(SOURCE DATA)
>>>
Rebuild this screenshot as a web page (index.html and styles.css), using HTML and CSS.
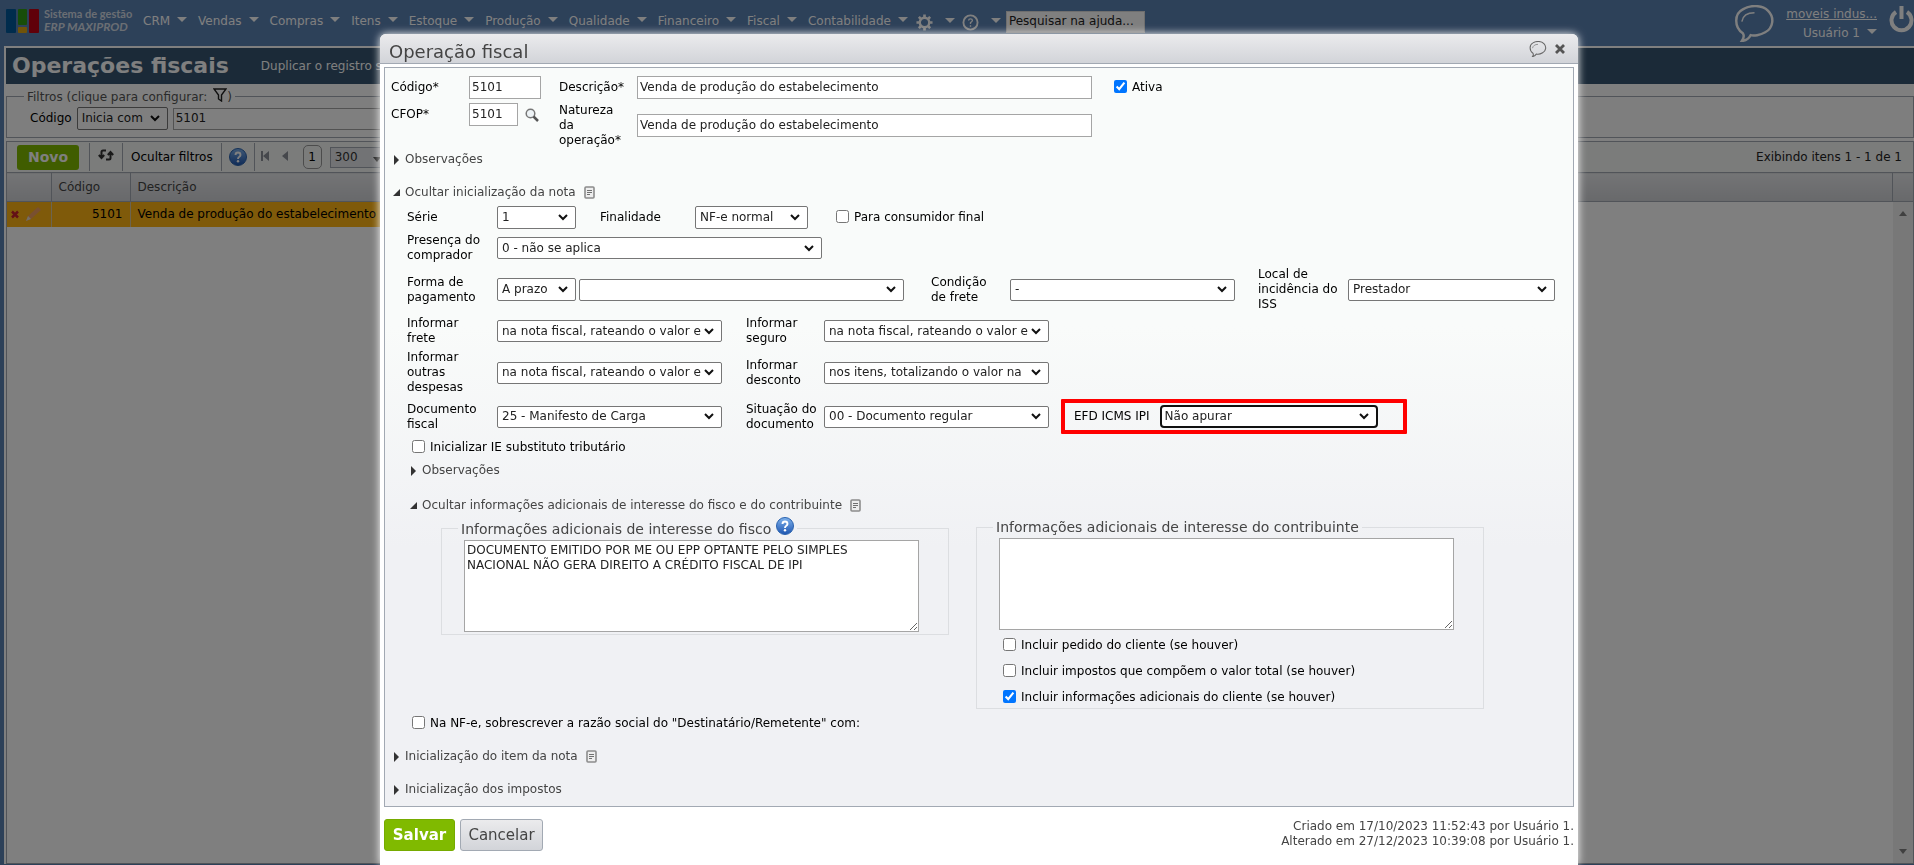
FILE: index.html
```html
<!DOCTYPE html>
<html lang="pt-BR">
<head>
    <meta charset="UTF-8">
    <meta name="viewport" content="width=device-width, initial-scale=1.0">
    <title>Operações fiscais</title>
    <link rel="stylesheet" href="styles.css">
</head>
<body>

    <svg width="0" height="0" class="sprite">
        <symbol id="note" viewBox="0 0 11 13">
            <rect x="1" y="1" width="9" height="11" rx="1" fill="#eee" stroke="#8c8c8c" stroke-width="1.6"/>
            <path d="M3 4.500h5M3 6.500h5M3 8.500h3" stroke="#707070"/>
        </symbol>
        <symbol id="bubble" viewBox="0 0 40 38">
            <path d="M8 29C-1 23-1 9 8 4.500C16-.5 28 0 34 6C41 13 39 24 31 28C26 31 19 32 16 31C14 35 11 36.500 7 37C9 34 9.500 31 8 29Z" fill="none" stroke="currentColor" stroke-width="2.500"/>
            <path d="M7 17C8 11 13 8 20 8" fill="none" stroke="currentColor" stroke-width="1.500"/>
        </symbol>
        <symbol id="help" viewBox="0 0 18 18">
            <circle cx="9" cy="9" r="8.500" fill="url(#ball)" stroke="#2a62ae"/>
            <path d="M6.500 7Q6.500 4.500 9 4.500T11.500 7Q11.500 8 10 9Q9 9.600 9 11" fill="none" stroke="#fff" stroke-width="1.900"/>
            <circle cx="9" cy="13.300" r="1.200" fill="#fff"/>
        </symbol>
        <linearGradient id="ball" x1="0" y1="0" x2="0" y2="1">
            <stop offset="0" stop-color="#7fb2ec"/>
            <stop offset="1" stop-color="#1d55b0"/>
        </linearGradient>
    </svg>

    <header class="navbar">
        <svg class="logo" width="34" height="26" viewBox="0 0 34 26">
            <rect x="0" y="1" width="10" height="24" rx="1" fill="#00589a"/>
            <rect x="12" y="1" width="9" height="16" rx="1" fill="#2f9a12"/>
            <rect x="12" y="19" width="9" height="6" rx="1" fill="#e0a612"/>
            <rect x="23" y="1" width="10" height="24" rx="1" fill="#c00012"/>
        </svg>
        <div class="brand">Sistema de gestão<br><em>ERP MAXIPROD</em></div>
        <nav class="menu">
            <a href="#">CRM</a>
            <a href="#">Vendas</a>
            <a href="#">Compras</a>
            <a href="#">Itens</a>
            <a href="#">Estoque</a>
            <a href="#">Produção</a>
            <a href="#">Qualidade</a>
            <a href="#">Financeiro</a>
            <a href="#">Fiscal</a>
            <a href="#">Contabilidade</a>
            <a href="#" class="icon" aria-label="Configurações">
                <svg width="17" height="17" viewBox="0 0 18 18" fill="none" stroke="currentColor">
                    <circle cx="9" cy="9" r="5" stroke-width="2.500"/>
                    <path d="M9 .5v3M9 14.500v3M.5 9h3M14.500 9h3M3 3l2 2M13 13l2 2M15 3l-2 2M5 13l-2 2" stroke-width="2.800"/>
                </svg>
            </a>
            <a href="#" class="icon" aria-label="Ajuda">
                <svg width="17" height="17" viewBox="0 0 18 18" fill="none" stroke="currentColor">
                    <circle cx="9" cy="9" r="7.500" stroke-width="2"/>
                    <path d="M7 7Q7 5.200 9 5.200T11 7Q11 8 9 9.200V10.500M9 12v1.500" stroke-width="1.400"/>
                </svg>
            </a>
        </nav>
        <input class="search" type="text" value="Pesquisar na ajuda..." aria-label="Pesquisar na ajuda">
        <div class="account">
            <svg width="39" height="37"><use href="#bubble"/></svg>
            <div class="user">
                <a href="#" class="company">moveis indus...</a>
                <a href="#" class="name">Usuário 1</a>
            </div>
            <svg width="25" height="28" viewBox="0 0 25 28" fill="none" stroke="currentColor" stroke-width="4">
                <path d="M7 7A10 10 0 1 0 18 7M12.500 1V14"/>
            </svg>
        </div>
    </header>

    <main class="page">
        <div class="titlebar">
            <h1>Operações fiscais</h1>
            <a href="#">Duplicar o registro selecionado</a>
        </div>

        <fieldset class="filters">
            <legend>Filtros (clique para configurar:
                <svg width="14" height="14" viewBox="0 0 14 14"><path d="M1 1h12L8.500 7v6L5.500 11V7Z" fill="none" stroke="#222" stroke-width="1.400"/></svg>)
            </legend>
            <label for="filter-op">Código</label>
            <select id="filter-op"><option>Inicia com</option></select>
            <input type="text" value="5101" aria-label="Código">
        </fieldset>

        <section class="list">
            <div class="toolbar">
                <button type="button" class="new">Novo</button>
                <button type="button" class="tool" aria-label="Atualizar">
                    <svg width="16" height="12" viewBox="0 0 16 12" fill="none" stroke="#333" stroke-width="2">
                        <path d="M8 1.500H5Q3.500 1.500 3.500 3V9M8 10.500H11Q12.500 10.500 12.500 9V3M.8 6L3.500 9L6.200 6M9.800 6L12.500 3L15.200 6"/>
                    </svg>
                </button>
                <button type="button" class="tool">Ocultar filtros</button>
                <button type="button" class="tool help" aria-label="Ajuda"><svg width="18" height="18"><use href="#help"/></svg></button>
                <button type="button" class="pager" aria-label="Primeira">
                    <svg width="8" height="10" viewBox="0 0 8 10"><path d="M0 0h2v10H0ZM8 0v10L2 5Z" fill="#8c9099"/></svg>
                </button>
                <button type="button" class="pager" aria-label="Anterior">
                    <svg width="6" height="10" viewBox="0 0 6 10"><path d="M6 0v10L0 5Z" fill="#8c9099"/></svg>
                </button>
                <button type="button" class="current">1</button>
                <div class="page-size">300</div>
                <span class="count">Exibindo itens 1 - 1 de 1</span>
            </div>
            <table>
                <thead>
                    <tr><th class="actions"></th><th class="code">Código</th><th class="desc">Descrição</th><th></th><th class="last"></th></tr>
                </thead>
                <tbody>
                    <tr>
                        <td>
                            <svg width="34" height="16" viewBox="0 0 34 16">
                                <path d="M1 5.500l6 6M7 5.500l-6 6" stroke="#c8202c" stroke-width="2.500"/>
                                <path d="M15 15l2-5L27 1l3 3L20 13Z" fill="#f2a060"/>
                                <path d="M15 15l2-5 3 3Z" fill="#e8dccb"/>
                            </svg>
                        </td>
                        <td class="code">5101</td>
                        <td class="desc">Venda de produção do estabelecimento</td>
                    </tr>
                </tbody>
            </table>
            <div class="scroller"><span class="up"></span><span class="down"></span></div>
        </section>
    </main>

    <div class="overlay">
        <form class="dialog" role="dialog" aria-labelledby="dialog-title">
            <div class="dialog-header">
                <h2 id="dialog-title">Operação fiscal</h2>
                <button type="button" class="plain" aria-label="Comentários"><svg width="18" height="16"><use href="#bubble"/></svg></button>
                <button type="button" class="plain" aria-label="Fechar">
                    <svg width="10" height="10" viewBox="0 0 10 10"><path d="M1 1l8 8M9 1l-8 8" stroke="#555" stroke-width="2.800"/></svg>
                </button>
            </div>

            <div class="dialog-body">
                <div class="main-fields">
                    <label for="code">Código*</label>
                    <input type="text" id="code" class="w-code" value="5101">
                    <label for="desc">Descrição*</label>
                    <input type="text" id="desc" value="Venda de produção do estabelecimento">
                    <div class="check active"><input type="checkbox" id="active" checked><label for="active">Ativa</label></div>

                    <label for="cfop" class="top">CFOP*</label>
                    <div class="cfop top">
                        <input type="text" id="cfop" value="5101">
                        <svg width="14" height="14" viewBox="0 0 14 14" fill="none" stroke="#777">
                            <circle cx="5.500" cy="5.500" r="4.300" fill="#eef3f6" stroke-width="1.500"/>
                            <path d="M8.500 8.500L13 13" stroke="#555" stroke-width="2.500"/>
                        </svg>
                    </div>
                    <label for="nature">Natureza<br>da<br>operação*</label>
                    <input type="text" id="nature" value="Venda de produção do estabelecimento">
                </div>

                <button type="button" class="toggle">Observações</button>
                <button type="button" class="toggle open">Ocultar inicialização da nota<svg width="11" height="13"><use href="#note"/></svg></button>

                <div class="rows">
                    <div class="row">
                        <label for="serie" class="l-first">Série</label>
                        <select id="serie" class="w-small"><option>1</option></select>
                        <label for="purpose" class="l-purpose">Finalidade</label>
                        <select id="purpose" class="w-purpose"><option>NF-e normal</option></select>
                        <div class="check final"><input type="checkbox" id="final"><label for="final">Para consumidor final</label></div>
                    </div>
                    <div class="row">
                        <label for="presence" class="l-first">Presença do comprador</label>
                        <select id="presence" class="w-wide"><option>0 - não se aplica</option></select>
                    </div>
                    <div class="row">
                        <label for="payment" class="l-first">Forma de pagamento</label>
                        <select id="payment" class="w-small"><option>A prazo</option></select>
                        <select class="w-wide second" aria-label="Condição de pagamento"><option></option></select>
                        <label for="freight-cond" class="l-cond">Condição de frete</label>
                        <select id="freight-cond" class="w-mid"><option>-</option></select>
                        <label for="iss" class="l-iss">Local de incidência do ISS</label>
                        <select id="iss" class="w-iss"><option>Prestador</option></select>
                    </div>
                    <div class="row">
                        <label for="freight" class="l-first">Informar frete</label>
                        <select id="freight" class="w-mid"><option>na nota fiscal, rateando o valor entre os itens</option></select>
                        <label for="insurance" class="l-mid">Informar seguro</label>
                        <select id="insurance" class="w-mid"><option>na nota fiscal, rateando o valor entre os itens</option></select>
                    </div>
                    <div class="row">
                        <label for="other" class="l-first">Informar outras despesas</label>
                        <select id="other" class="w-mid"><option>na nota fiscal, rateando o valor entre os itens</option></select>
                        <label for="discount" class="l-mid">Informar desconto</label>
                        <select id="discount" class="w-mid"><option>nos itens, totalizando o valor na</option></select>
                    </div>
                    <div class="row">
                        <label for="doc" class="l-first">Documento fiscal</label>
                        <select id="doc" class="w-mid"><option>25 - Manifesto de Carga</option></select>
                        <label for="status" class="l-mid">Situação do documento</label>
                        <select id="status" class="w-mid"><option>00 - Documento regular</option></select>
                        <div class="highlight">
                            <label for="efd">EFD ICMS IPI</label>
                            <select id="efd"><option>Não apurar</option></select>
                        </div>
                    </div>
                </div>

                <div class="nested">
                    <div class="check"><input type="checkbox" id="ie"><label for="ie">Inicializar IE substituto tributário</label></div>
                    <button type="button" class="toggle">Observações</button>
                    <button type="button" class="toggle open">Ocultar informações adicionais de interesse do fisco e do contribuinte<svg width="11" height="13"><use href="#note"/></svg></button>

                    <div class="infos">
                        <fieldset>
                            <legend>Informações adicionais de interesse do fisco <svg width="18" height="18"><use href="#help"/></svg></legend>
                            <textarea aria-label="Informações adicionais de interesse do fisco">DOCUMENTO EMITIDO POR ME OU EPP OPTANTE PELO SIMPLES
NACIONAL NÃO GERA DIREITO A CRÉDITO FISCAL DE IPI</textarea>
                        </fieldset>
                        <fieldset>
                            <legend>Informações adicionais de interesse do contribuinte</legend>
                            <textarea aria-label="Informações adicionais de interesse do contribuinte"></textarea>
                            <div class="check"><input type="checkbox" id="order"><label for="order">Incluir pedido do cliente (se houver)</label></div>
                            <div class="check"><input type="checkbox" id="taxes"><label for="taxes">Incluir impostos que compõem o valor total (se houver)</label></div>
                            <div class="check"><input type="checkbox" id="client" checked><label for="client">Incluir informações adicionais do cliente (se houver)</label></div>
                        </fieldset>
                    </div>

                    <div class="check"><input type="checkbox" id="override"><label for="override">Na NF-e, sobrescrever a razão social do "Destinatário/Remetente" com:</label></div>
                </div>

                <button type="button" class="toggle">Inicialização do item da nota<svg width="11" height="13"><use href="#note"/></svg></button>
                <button type="button" class="toggle">Inicialização dos impostos</button>
            </div>

            <div class="dialog-footer">
                <button type="submit" class="save">Salvar</button>
                <button type="button" class="cancel">Cancelar</button>
                <p>Criado em 17/10/2023 11:52:43 por Usuário 1.<br>Alterado em 27/12/2023 10:39:08 por Usuário 1.</p>
            </div>
        </form>
    </div>

</body>
</html>
```
FILE: styles.css
```css
* {
    box-sizing: border-box;
}
body, input, select, textarea, button {
    font-family: "DejaVu Sans", Verdana, sans-serif;
    font-size: 12px;
    line-height: 15px;
}
body {
    margin: 0;
    height: 100vh;
    overflow: hidden;
    display: flex;
    flex-direction: column;
    background: #5b82b2;
    color: #000;
}
a {
    color: inherit;
    text-decoration: none;
}
svg {
    flex: none;
}
button {
    cursor: pointer;
}
input[type="text"], textarea {
    margin: 0;
    padding: 0 2px 2px;
    border: 1px solid #a5a5a5;
    background: #fff;
    color: #222;
}
select {
    height: 22px;
    padding: 0 20px 0 4px;
    appearance: none;
    border: 1px solid #767676;
    border-radius: 2px;
    background: #fff url("data:image/svg+xml,%3Csvg xmlns='http://www.w3.org/2000/svg' width='10' height='7' fill='none' stroke='%23111' stroke-width='2'%3E%3Cpath d='M1 1l4 4 4-4'/%3E%3C/svg%3E") no-repeat right 7px center;
    color: #222;
}
input[type="checkbox"] {
    width: 13px;
    height: 13px;
    margin: 0 5px 2px 0;
}
.sprite {
    position: absolute;
}

/* top bar */
.navbar {
    display: flex;
    align-items: flex-start;
    height: 46px;
    flex: none;
    padding-left: 6px;
    color: #fff;
}
.logo {
    margin-top: 8px;
}
.brand {
    font-family: Lato, sans-serif;
    font-weight: bold;
    font-size: 11px;
    line-height: 13px;
    width: 99px;
    margin: 7px 0 0 4px;
    color: #d5dce6;
    white-space: nowrap;
}
.brand em {
    font-size: 12px;
}
.menu {
    display: flex;
    gap: 11px;
    padding-top: 14px;
}
.menu a::after, .name::after {
    content: "";
    display: inline-block;
    margin-left: 7px;
    vertical-align: 3px;
    border: 5px solid transparent;
    border-top-color: #fff;
    border-bottom: 0;
}
.menu .icon {
    display: flex;
    margin: 0 -1px 0 -3px;
}
.menu .icon::after {
    margin: 4px 0 0 12px;
}
.navbar .search {
    width: 139px;
    height: 22px;
    margin: 11px 0 0 6px;
    border: 1px solid #ddd;
}
.account {
    display: flex;
    margin-left: auto;
    gap: 12px;
    padding-top: 5px;
}
.user {
    display: flex;
    flex-direction: column;
    align-items: flex-end;
    gap: 4px;
    padding-top: 2px;
}
.company {
    text-decoration: underline;
}

/* page behind the dialog */
.page {
    flex: 1;
    display: flex;
    flex-direction: column;
    margin: 0 0 1px 4px;
    border: 2px solid #fff;
    border-width: 2px 0 0 2px;
    background: #fff;
}
.titlebar {
    display: flex;
    align-items: center;
    gap: 32px;
    height: 36px;
    padding-left: 6px;
    background: #365470;
    color: #fff;
}
.titlebar h1 {
    margin: 0;
    font-size: 22px;
    line-height: 30px;
}
.filters {
    display: flex;
    align-items: center;
    height: 50px;
    margin: 4px 0 3px;
    padding: 2px 0 0 23px;
    border: 1px solid #a2a9b3;
    background: #fcfdfc;
}
.filters legend {
    margin-left: -6px;
    padding: 0 3px;
    color: #555;
}
.filters legend svg {
    vertical-align: -1px;
    margin-left: 2px;
}
.filters select {
    width: 91px;
    height: 23px;
    margin: 0 5px;
}
.filters input {
    width: 400px;
    height: 22px;
}
.list {
    flex: 1;
    position: relative;
    border: 1px solid #a2a9b3;
}
.toolbar {
    display: flex;
    align-items: center;
    height: 30px;
    padding-left: 10px;
    background: #f6f8f7;
}
.toolbar button {
    padding: 0;
    border: 0;
    background: none;
}
.toolbar .new {
    width: 62px;
    height: 25px;
    margin-right: 10px;
    border-radius: 3px;
    background: #80ba00;
    color: #fff;
    font-size: 14px;
    font-weight: bold;
}
.toolbar .tool {
    height: 28px;
    padding: 0 8px;
    border-left: 1px solid #a2a9b3;
}
.toolbar .help {
    padding: 4px 7px 0;
    border-right: 1px solid #a2a9b3;
}
.toolbar .pager {
    margin: 0 7px 0 6px;
}
.toolbar .current {
    width: 19px;
    height: 24px;
    margin: 0 8px;
    border: 1px solid #999;
    border-radius: 5px;
}
.page-size {
    display: flex;
    width: 56px;
    height: 21px;
    padding: 2px 4px;
    border: 1px solid #a2a9b3;
    background: #e4e6ea;
    color: #333;
}
.page-size::after {
    content: "";
    margin: 7px 0 0 auto;
    border: 4px solid transparent;
    border-top: 5px solid #333;
    border-bottom: 0;
}
.count {
    margin-left: auto;
    padding-right: 11px;
    color: #222;
}
table {
    width: 100%;
    border-collapse: collapse;
    table-layout: fixed;
}
th {
    height: 29px;
    padding: 0 7px;
    border: 1px solid #a2a9b3;
    border-left: 0;
    background: linear-gradient(#e8e9ec, #d0d2d6);
    color: #444;
    font-weight: normal;
    text-align: left;
}
td {
    height: 25px;
    padding: 0 7px;
    border-right: 1px solid #d8c8a0;
    background: #ffb414;
}
td:first-child {
    padding: 0 4px;
}
td svg {
    display: block;
}
.actions {
    width: 44px;
}
.code {
    width: 79px;
    text-align: right;
}
th.code {
    text-align: left;
}
.desc {
    width: 600px;
}
th.desc {
    border-right: 0;
}
.last {
    width: 21px;
    padding: 0;
    border-right: 0;
}
.scroller {
    position: absolute;
    top: 60px;
    right: 0;
    bottom: 0;
    width: 20px;
    display: flex;
    flex-direction: column;
    justify-content: space-between;
    align-items: center;
    padding: 9px 0;
    background: #f1f1f1;
}
.up, .down {
    border: 4px solid transparent;
    border-bottom: 5px solid #808080;
    border-top: 0;
}
.down {
    border-top: 5px solid #808080;
    border-bottom: 0;
}

/* dialog */
.overlay {
    position: fixed;
    inset: 0;
    overflow: hidden;
    padding: 34px 336px 0 380px;
    background: rgba(0, 0, 0, 0.5);
}
.dialog {
    min-height: 100%;
    border-radius: 6px 6px 0 0;
    background: #fff;
    box-shadow: 0 0 8px #fff;
}
.dialog-header {
    display: flex;
    align-items: center;
    gap: 8px;
    height: 30px;
    padding: 0 13px 0 9px;
    border-bottom: 1px solid #a2a9b3;
    border-radius: 6px 6px 0 0;
    background: linear-gradient(#ebebed, #d2d4d9);
}
.dialog-header h2 {
    flex: 1;
    margin: 0;
    padding-top: 6px;
    font-size: 18px;
    line-height: 24px;
    font-weight: normal;
    color: #444;
}
.plain {
    display: flex;
    padding: 0;
    border: 0;
    background: none;
    color: #666;
}
.dialog-body {
    margin: 3px 4px 0;
    padding: 8px 6px 9px;
    border: 1px solid #a2a9b3;
    background: linear-gradient(#f9fbfa 35%, #f0f1f4 65%);
}
.main-fields {
    display: grid;
    grid-template-columns: 78px 90px 78px 455px 1fr;
    gap: 4px 0;
    align-items: center;
}
.main-fields input[type="text"] {
    height: 23px;
}
.main-fields .w-code {
    width: 72px;
}
.main-fields .top {
    align-self: start;
}
label.top {
    padding-top: 4px;
}
.cfop {
    display: flex;
    align-items: center;
    gap: 7px;
}
.cfop input {
    width: 49px;
}
.check {
    display: flex;
    align-items: center;
}
.active {
    margin-left: 22px;
}
.toggle {
    display: flex;
    align-items: center;
    height: 15px;
    margin: 0 0 0 3px;
    padding: 0;
    border: 0;
    background: none;
    color: #444;
}
.toggle::before {
    content: "";
    margin-right: 6px;
    border: 5px solid transparent;
    border-left: 5px solid #333;
    border-right: 0;
}
.toggle.open::before {
    margin-right: 5px;
    margin-left: -1px;
    border: 0;
    border-left: 7px solid transparent;
    border-bottom: 7px solid #333;
}
.toggle svg {
    margin-left: 8px;
}
.dialog-body > .toggle {
    margin-top: 18px;
}
.main-fields + .toggle {
    margin-top: 4px;
}
.rows {
    display: flex;
    flex-direction: column;
    gap: 4px;
    margin: 6px 0 0 16px;
}
.row {
    display: flex;
    align-items: center;
}
.row > * {
    flex: none;
}
.l-first {
    width: 90px;
    padding-right: 12px;
}
.w-small {
    width: 79px;
    height: 23px;
}
.l-purpose {
    width: 119px;
    padding-left: 24px;
}
.w-purpose {
    width: 113px;
    height: 23px;
}
.final {
    margin-left: 28px;
}
.w-wide {
    width: 325px;
}
.second {
    margin-left: 3px;
}
.l-cond {
    width: 106px;
    padding: 0 20px 0 27px;
}
.w-mid {
    width: 225px;
}
.l-iss {
    width: 113px;
    padding-left: 23px;
}
.w-iss {
    width: 207px;
}
.l-mid {
    width: 102px;
    padding-left: 24px;
}
.highlight {
    display: flex;
    align-items: center;
    gap: 10px;
    width: 346px;
    height: 35px;
    margin-left: 12px;
    padding-left: 9px;
    border: 4px solid #f00;
    border-radius: 1px;
}
.highlight select {
    width: 218px;
    height: 23px;
    padding-left: 3px;
    border: 2px solid #111;
    border-radius: 4px;
}
.nested {
    margin: 6px 0 0 18px;
}
.nested > .check {
    margin-left: 3px;
}
.nested > .toggle {
    margin-top: 8px;
    margin-left: 2px;
}
.nested > .toggle.open {
    margin-top: 20px;
}
.infos {
    display: flex;
    align-items: flex-start;
    gap: 27px;
    margin: 4px 0 7px 32px;
}
.infos fieldset {
    width: 508px;
    margin: 0;
    padding: 1px 0 2px 22px;
    border: 1px solid #dcdee1;
}
.infos legend {
    margin-left: -6px;
    padding: 0 3px;
    color: #444;
    font-size: 14px;
    line-height: 20px;
}
.infos legend svg {
    vertical-align: -1px;
}
.infos textarea {
    display: block;
    width: 455px;
    height: 92px;
    padding-top: 2px;
}
.infos .check {
    margin: 8px 0 0 4px;
    height: 18px;
}
.infos textarea + .check {
    margin-top: 6px;
}
.dialog-footer {
    display: flex;
    align-items: flex-start;
    gap: 5px;
    padding: 12px 4px 0;
}
.dialog-footer button {
    height: 32px;
    padding: 0;
    border: 1px solid #a2a9b3;
    border-radius: 3px;
    font-size: 15px;
    color: #444;
    background: linear-gradient(#ebebed, #d2d4d9);
}
.dialog-footer .save {
    width: 71px;
    border-color: #76ab00;
    background: #80ba00;
    color: #fff;
    font-weight: bold;
}
.dialog-footer .cancel {
    width: 83px;
}
.dialog-footer p {
    margin: 0 0 0 auto;
    text-align: right;
    color: #444;
}
```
<<<
Copy each line above containing the string "styles".

(SOLUTION TO THIS EXERCISE)
Rebuild this screenshot as a web page (index.html and styles.css), using HTML and CSS.
    <link rel="stylesheet" href="styles.css">
FILE: styles.css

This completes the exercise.